Supplied data.
_ _ _ _
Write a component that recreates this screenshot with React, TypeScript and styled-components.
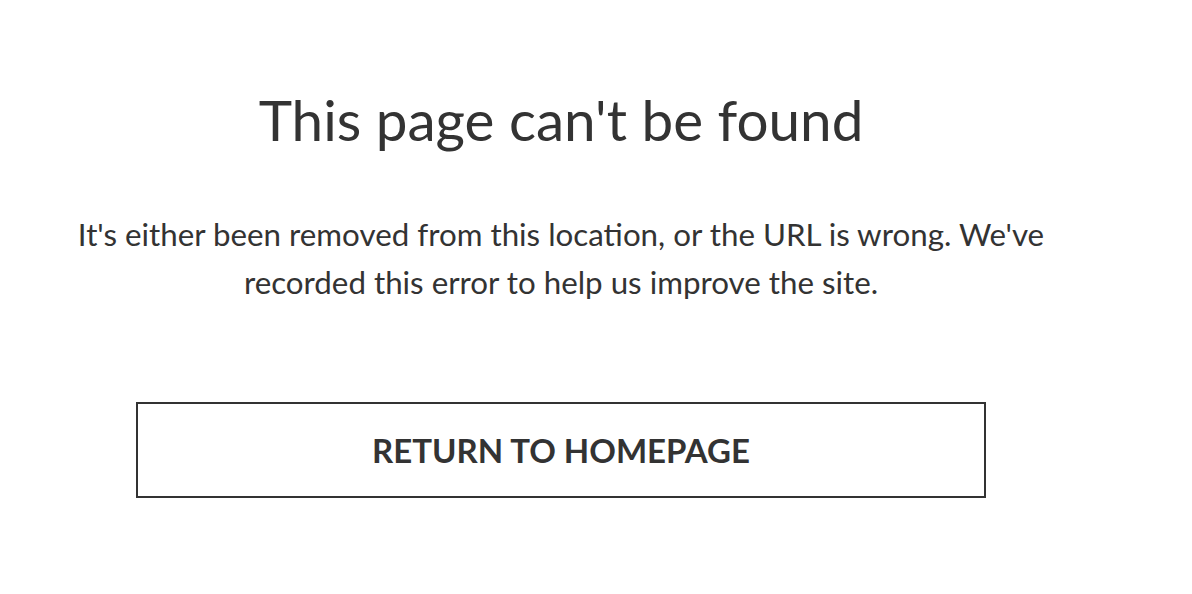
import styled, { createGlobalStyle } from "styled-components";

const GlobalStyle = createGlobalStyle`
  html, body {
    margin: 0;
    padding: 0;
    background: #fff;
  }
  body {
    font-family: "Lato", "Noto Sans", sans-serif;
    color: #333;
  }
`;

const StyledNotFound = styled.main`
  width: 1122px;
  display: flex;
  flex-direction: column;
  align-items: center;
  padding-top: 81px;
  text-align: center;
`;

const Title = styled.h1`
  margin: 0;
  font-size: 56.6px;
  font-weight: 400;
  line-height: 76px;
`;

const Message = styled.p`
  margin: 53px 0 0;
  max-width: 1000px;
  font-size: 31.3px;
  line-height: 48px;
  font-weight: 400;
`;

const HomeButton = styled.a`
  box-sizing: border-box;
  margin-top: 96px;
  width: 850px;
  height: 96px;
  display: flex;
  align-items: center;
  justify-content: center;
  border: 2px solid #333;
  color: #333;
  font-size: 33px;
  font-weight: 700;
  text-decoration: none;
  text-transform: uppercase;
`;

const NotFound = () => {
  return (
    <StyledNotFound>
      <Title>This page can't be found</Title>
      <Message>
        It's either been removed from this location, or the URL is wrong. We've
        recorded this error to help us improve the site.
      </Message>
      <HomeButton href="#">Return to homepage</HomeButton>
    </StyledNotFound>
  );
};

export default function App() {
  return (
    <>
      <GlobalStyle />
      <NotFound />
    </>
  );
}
_ _ _ _
Task objective.
The data above needs to be retyped exactly, with the images left out.

Reply.
Write a component that recreates this screenshot with React, TypeScript and styled-components.
import styled, { createGlobalStyle } from "styled-components";

const GlobalStyle = createGlobalStyle`
  html, body {
    margin: 0;
    padding: 0;
    background: #fff;
  }
  body {
    font-family: "Lato", "Noto Sans", sans-serif;
    color: #333;
  }
`;

const StyledNotFound = styled.main`
  width: 1122px;
  display: flex;
  flex-direction: column;
  align-items: center;
  padding-top: 81px;
  text-align: center;
`;

const Title = styled.h1`
  margin: 0;
  font-size: 56.6px;
  font-weight: 400;
  line-height: 76px;
`;

const Message = styled.p`
  margin: 53px 0 0;
  max-width: 1000px;
  font-size: 31.3px;
  line-height: 48px;
  font-weight: 400;
`;

const HomeButton = styled.a`
  box-sizing: border-box;
  margin-top: 96px;
  width: 850px;
  height: 96px;
  display: flex;
  align-items: center;
  justify-content: center;
  border: 2px solid #333;
  color: #333;
  font-size: 33px;
  font-weight: 700;
  text-decoration: none;
  text-transform: uppercase;
`;

const NotFound = () => {
  return (
    <StyledNotFound>
      <Title>This page can't be found</Title>
      <Message>
        It's either been removed from this location, or the URL is wrong. We've
        recorded this error to help us improve the site.
      </Message>
      <HomeButton href="#">Return to homepage</HomeButton>
    </StyledNotFound>
  );
};

export default function App() {
  return (
    <>
      <GlobalStyle />
      <NotFound />
    </>
  );
}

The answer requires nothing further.